Thank you for the word of warning. Even though I am not a cryptographer, I do have a mathematical background. I can more or less follow the arguments in the writeup linked in the repo's docs, which alone solved many of my initial doubts. That said, you are absolutely right in saying that anyone in my position can easily do gross mistakes.
However, assuming too many things about how the math maps to the actual code and filling in the gaps with imagination is not a good strategy. This is also a big part in my motivation to properly look around the repo before writing anything with it.
Also, I took too long to edit my previous message, sorry again. In case you didn't read it, I added a couple of sentences about CircuitConfig.
@Gorzorg I've added some documentation in the linked PR which I hope will clear some things out. It's not covering the entire list you gave, nor is as deep as you may have hoped for some of its components, but I intend on expanding it with follow-up PRs whenever I have some time.
I just finished reading the changes. Thank you! While you are right in saying one may wish for more on some components, this is already super useful.
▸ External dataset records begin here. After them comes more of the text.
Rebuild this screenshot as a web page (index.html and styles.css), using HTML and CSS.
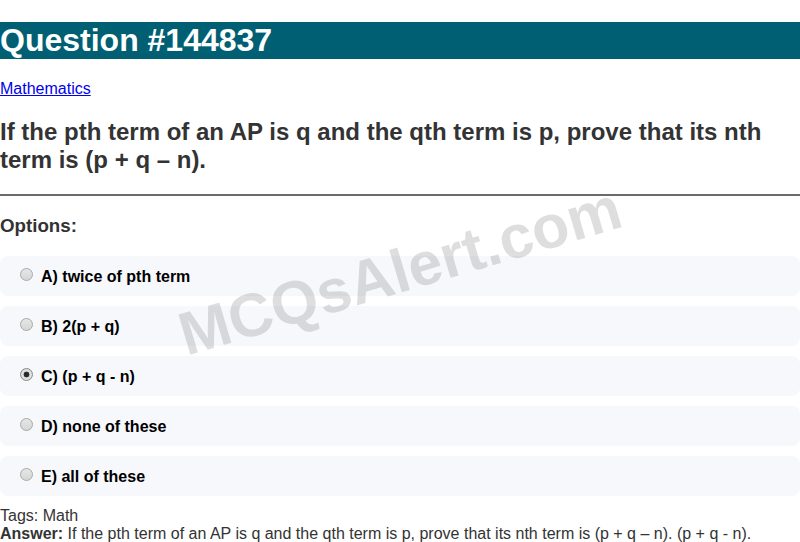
FILE: index.html
```html
<!DOCTYPE html>
<html>
<head>
<meta charset="utf-8">
<title>Question #144837</title>
<link rel="stylesheet" href="styles.css">
</head>
<body>
<h1 class="title">Question #144837</h1>
<p class="cat"><a href="#">Mathematics</a></p>
<h2 class="question">If the pth term of an AP is q and the qth term is p, prove that its nth term is (p + q – n).</h2>
<hr class="divider">
<h3 class="opt-head">Options:</h3>
<div class="options">
  <label class="option"><input type="radio" name="o" class="radio"> A) twice of pth term</label>
  <label class="option"><input type="radio" name="o" class="radio"> B) 2(p + q)</label>
  <label class="option"><input type="radio" name="o" class="radio" checked> C) (p + q - n)</label>
  <label class="option"><input type="radio" name="o" class="radio"> D) none of these</label>
  <label class="option"><input type="radio" name="o" class="radio"> E) all of these</label>
</div>
<div class="meta">Tags: Math</div>
<div class="meta"><b>Answer:</b> If the pth term of an AP is q and the qth term is p, prove that its nth term is (p + q – n). (p + q - n).</div>
<div class="watermark">MCQsAlert.com</div>
</body>
</html>
```
FILE: styles.css
```css
html, body {
  margin: 0;
  padding: 0;
}
body {
  font-family: "Liberation Sans", Arial, sans-serif;
  color: #333;
  background: #fff;
  position: relative;
  overflow: hidden;
}
.title {
  font-size: 32px;
  font-weight: bold;
  color: #fff;
  background: #015f73;
  margin: 22px 0 21.44px;
}
.cat {
  font-size: 16px;
  margin: 16px 0;
}
.cat a {
  color: #0000ee;
}
.question {
  font-size: 24px;
  font-weight: bold;
  color: #333;
  margin: 19.92px 0;
}
.divider {
  margin: 0;
  border: 0;
  border-top: 2px solid #6b6b6b;
  height: 0;
}
.opt-head {
  font-size: 18.72px;
  font-weight: bold;
  color: #333;
  margin: 18.72px 0;
}
.options {
  display: flex;
  flex-direction: column;
  gap: 10px;
  margin-bottom: 11px;
}
.option {
  display: flex;
  align-items: center;
  height: 40px;
  box-sizing: border-box;
  padding: 2px 15px 0;
  background: #f7f8fc;
  border-radius: 8px;
  font-size: 16px;
  font-weight: bold;
  color: #000;
}
.radio {
  appearance: none;
  -webkit-appearance: none;
  width: 13px;
  height: 13px;
  margin: 0 8px 0 5px;
  border: 1px solid #a8a8a8;
  border-radius: 50%;
  background: linear-gradient(#e6e6e6, #d6d6d6);
  box-sizing: border-box;
  position: relative;
  top: -2px;
  flex: none;
}
.radio:checked {
  background: radial-gradient(circle, #2a2a2a 0 2.6px, #dedede 3.2px);
  border-color: #8a8a8a;
}
.meta {
  font-size: 16px;
  line-height: 18px;
  color: #333;
}
.watermark {
  position: absolute;
  left: 400px;
  top: 271px;
  transform: translate(-50%, -50%) rotate(-16.5deg);
  font-size: 61px;
  font-weight: bold;
  color: rgba(0, 0, 0, 0.13);
  white-space: nowrap;
  pointer-events: none;
}
```
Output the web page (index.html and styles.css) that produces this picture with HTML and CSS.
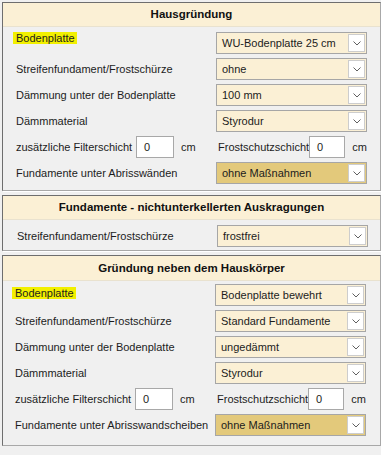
FILE: index.html
```html
<!DOCTYPE html>
<html lang="de">
<head>
<meta charset="utf-8">
<link rel="stylesheet" href="styles.css">
</head>
<body>
<div class="frame">
  <section class="panel p1">
    <div class="head">Hausgründung</div>
    <div class="body">
      <span class="lbl mark">Bodenplatte</span>
      <div class="select"><span class="val">WU-Bodenplatte 25 cm</span><span class="btn"><svg width="8" height="5" viewBox="0 0 8 5"><polyline points="0.5,0.5 4,4 7.5,0.5" fill="none" stroke="#606060" stroke-width="1"/></svg></span></div>
      <span class="lbl">Streifenfundament/Frostschürze</span>
      <div class="select"><span class="val">ohne</span><span class="btn"><svg width="8" height="5" viewBox="0 0 8 5"><polyline points="0.5,0.5 4,4 7.5,0.5" fill="none" stroke="#606060" stroke-width="1"/></svg></span></div>
      <span class="lbl">Dämmung unter der Bodenplatte</span>
      <div class="select"><span class="val">100 mm</span><span class="btn"><svg width="8" height="5" viewBox="0 0 8 5"><polyline points="0.5,0.5 4,4 7.5,0.5" fill="none" stroke="#606060" stroke-width="1"/></svg></span></div>
      <span class="lbl">Dämmmaterial</span>
      <div class="select"><span class="val">Styrodur</span><span class="btn"><svg width="8" height="5" viewBox="0 0 8 5"><polyline points="0.5,0.5 4,4 7.5,0.5" fill="none" stroke="#606060" stroke-width="1"/></svg></span></div>
      <div class="pair"><span class="plbl">zusätzliche Filterschicht</span><span class="num">0</span><span class="unit">cm</span></div>
      <div class="pair right"><span class="plbl r">Frostschutzschicht</span><span class="num">0</span><span class="unit">cm</span></div>
      <span class="lbl">Fundamente unter Abrisswänden</span>
      <div class="select gold"><span class="val">ohne Maßnahmen</span><span class="btn"><svg width="8" height="5" viewBox="0 0 8 5"><polyline points="0.5,0.5 4,4 7.5,0.5" fill="none" stroke="#606060" stroke-width="1"/></svg></span></div>
    </div>
  </section>

  <section class="panel p2">
    <div class="head">Fundamente - nichtunterkellerten Auskragungen</div>
    <div class="body">
      <span class="lbl">Streifenfundament/Frostschürze</span>
      <div class="select"><span class="val">frostfrei</span><span class="btn"><svg width="8" height="5" viewBox="0 0 8 5"><polyline points="0.5,0.5 4,4 7.5,0.5" fill="none" stroke="#606060" stroke-width="1"/></svg></span></div>
    </div>
  </section>

  <section class="panel p3">
    <div class="head">Gründung neben dem Hauskörper</div>
    <div class="body">
      <span class="lbl mark">Bodenplatte</span>
      <div class="select"><span class="val">Bodenplatte bewehrt</span><span class="btn"><svg width="8" height="5" viewBox="0 0 8 5"><polyline points="0.5,0.5 4,4 7.5,0.5" fill="none" stroke="#606060" stroke-width="1"/></svg></span></div>
      <span class="lbl">Streifenfundament/Frostschürze</span>
      <div class="select"><span class="val">Standard Fundamente</span><span class="btn"><svg width="8" height="5" viewBox="0 0 8 5"><polyline points="0.5,0.5 4,4 7.5,0.5" fill="none" stroke="#606060" stroke-width="1"/></svg></span></div>
      <span class="lbl">Dämmung unter der Bodenplatte</span>
      <div class="select"><span class="val">ungedämmt</span><span class="btn"><svg width="8" height="5" viewBox="0 0 8 5"><polyline points="0.5,0.5 4,4 7.5,0.5" fill="none" stroke="#606060" stroke-width="1"/></svg></span></div>
      <span class="lbl">Dämmmaterial</span>
      <div class="select"><span class="val">Styrodur</span><span class="btn"><svg width="8" height="5" viewBox="0 0 8 5"><polyline points="0.5,0.5 4,4 7.5,0.5" fill="none" stroke="#606060" stroke-width="1"/></svg></span></div>
      <div class="pair"><span class="plbl">zusätzliche Filterschicht</span><span class="num">0</span><span class="unit">cm</span></div>
      <div class="pair right"><span class="plbl r">Frostschutzschicht</span><span class="num">0</span><span class="unit">cm</span></div>
      <span class="lbl">Fundamente unter Abrisswandscheiben</span>
      <div class="select gold"><span class="val">ohne Maßnahmen</span><span class="btn"><svg width="8" height="5" viewBox="0 0 8 5"><polyline points="0.5,0.5 4,4 7.5,0.5" fill="none" stroke="#606060" stroke-width="1"/></svg></span></div>
    </div>
  </section>
</div>
</body>
</html>
```

FILE: styles.css
```css
html, body {
  margin: 0;
  background: #f0f0f0;
}
body {
  font-family: "Liberation Sans", Arial, sans-serif;
  font-size: 11px;
  color: #1c1c1c;
}
.frame {
  padding: 2px 0 0 2px;
  display: flex;
  flex-direction: column;
  gap: 4px;
}
.panel {
  background: #f0f0f0;
  border-style: solid;
  border-width: 1px;
  border-color: #6e6e6e #a8a8a8 #a8a8a8 #6e6e6e;
  box-shadow: 1px 1px 0 #ffffff;
}
.head {
  background: #fbf0d5;
  border-bottom: 1px solid #e9e2cf;
  height: 23px;
  line-height: 23px;
  text-align: center;
  font-weight: bold;
  font-size: 11.5px;
  color: #111;
}
.body {
  display: grid;
  grid-template-columns: 200px 151px;
  grid-auto-rows: 22px;
  row-gap: 4px;
  padding: 5px 0 6px 13px;
  align-items: center;
}
.p2 .body { padding-top: 5px; padding-bottom: 3px; padding-left: 14px; }
.p3 .head { height: 24px; line-height: 24px; }
.p3 .body { padding-top: 3px; padding-bottom: 9px; padding-left: 12px; }
.lbl {
  white-space: nowrap;
}
.mark {
  justify-self: start;
  align-self: start;
  background: #f2f000;
  margin-left: -3px;
  padding: 0 2px 0 3px;
  line-height: 12px;
}
.p3 .mark { margin-top: 3px; }
.select {
  height: 22px;
  box-sizing: border-box;
  border: 1px solid #a6a6a6;
  background: #fbf0d5;
  display: flex;
  align-items: center;
  padding-left: 5px;
}
.select.gold { background: #e3c97b; }
.val { flex: 1; white-space: nowrap; }
.btn {
  width: 17px;
  height: 18px;
  box-sizing: border-box;
  margin-right: 1px;
  background: #fff;
  border: 1px solid #cdcdcd;
  display: flex;
  align-items: center;
  justify-content: center;
}
.pair {
  display: flex;
  align-items: center;
  height: 22px;
}
.plbl { width: 120px; white-space: nowrap; }
.plbl.r { width: 97px; margin-left: 2px; }
.num {
  width: 38px;
  height: 22px;
  box-sizing: border-box;
  border: 1px solid #a8a8a8;
  background: #fff;
  padding-left: 7px;
  line-height: 20px;
}
.unit { margin-left: 7px; }
```
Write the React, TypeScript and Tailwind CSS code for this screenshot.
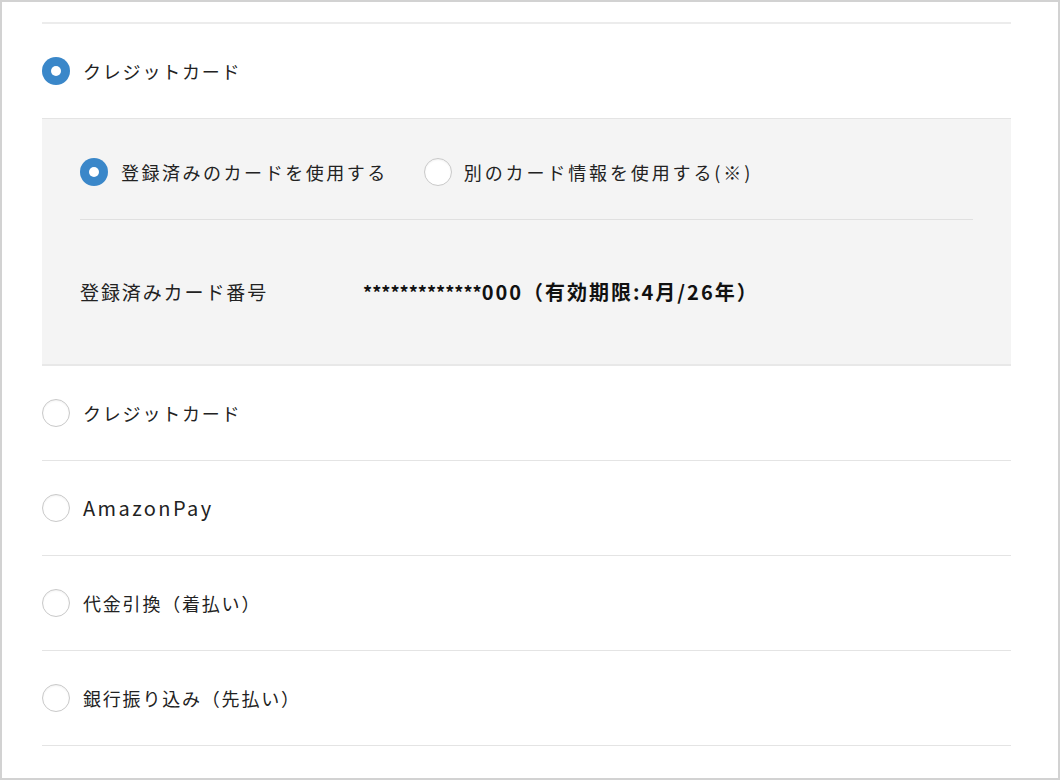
import React from "react";

const font = { fontFamily: '"Noto Sans CJK JP", "Noto Sans", sans-serif' };

function Radio({ checked }: { checked?: boolean }) {
  return checked ? (
    <span className="flex h-[28px] w-[28px] shrink-0 items-center justify-center rounded-full bg-[#3a87c9]">
      <span className="h-[10px] w-[10px] rounded-full bg-white" />
    </span>
  ) : (
    <span className="h-[28px] w-[28px] shrink-0 rounded-full border-[1.5px] border-[#c9c9c9] bg-white shadow-[inset_0_1px_2px_rgba(0,0,0,0.06)]" />
  );
}

function Row({ label, checked, latin }: { label: string; checked?: boolean; latin?: boolean }) {
  return (
    <div className="flex h-[95px] items-center gap-[13px] border-b border-[#e4e4e4]">
      <Radio checked={checked} />
      <span
        className={
          latin
            ? "text-[20px] tracking-[0.12em] text-[#222]"
            : "text-[18px] tracking-[0.1em] text-[#222]"
        }
      >
        {label}
      </span>
    </div>
  );
}

export default function App() {
  return (
    <div className="h-[780px] w-[1060px] border-2 border-[#d2d2d2] bg-white" style={font}>
      <div className="mx-[40px] mt-[20px] w-[969px] border-t-2 border-[#ececec]">
        <Row label="クレジットカード" checked />

        <div className="border-b-2 border-[#e8e8e8] bg-[#f4f4f4] px-[38px]">
          <div className="flex h-[101px] items-center border-b border-[#e0e0e0] pt-[6px]">
            <div className="flex items-center gap-[13px]">
              <Radio checked />
              <span className="text-[18px] tracking-[0.14em] text-[#222]">登録済みのカードを使用する</span>
            </div>
            <div className="ml-[36px] flex items-center gap-[12px]">
              <Radio />
              <span className="text-[18px] tracking-[0.16em] text-[#222]">別のカード情報を使用する(※)</span>
            </div>
          </div>
          <div className="flex h-[144px] items-center">
            <span className="w-[283px] text-[19px] tracking-[0.1em] text-[#222]">登録済みカード番号</span>
            <span className="text-[20px] font-bold tracking-[0.1em] text-[#111]">
              <span className="text-[18px] tracking-normal">*************</span>000（有効期限:4月/26年）
            </span>
          </div>
        </div>

        <Row label="クレジットカード" />
        <Row label="AmazonPay" latin />
        <Row label="代金引換（着払い）" />
        <Row label="銀行振り込み（先払い）" />
      </div>
    </div>
  );
}
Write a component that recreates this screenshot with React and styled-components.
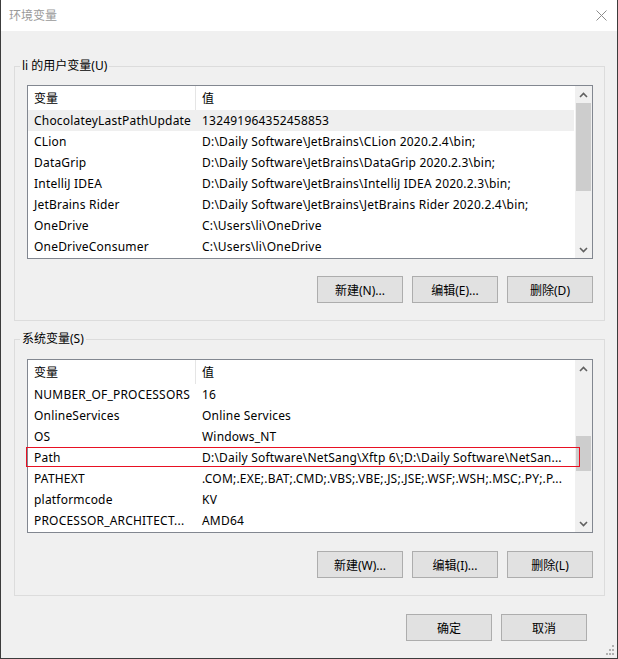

Thanks again :)
We'll try putting some more effort on documentation in the near future, feel free to specify any items that you think would deserve more scrutiny!
So, lately I have been busy making a circuit that employs cyclic recursion. While I eventually managed to make it work, I had to understand how to perform the bootstrapping procedure (I am not implying that now I know what I am doing!) one has to make for getting the right circuit data for cyclic recursion.
Even after making it work, I don't really understand why it works exactly, and I don't understand why that procedure cannot be automated. Maybe some documentation could avoid other users similar questions, and clarify my current doubts.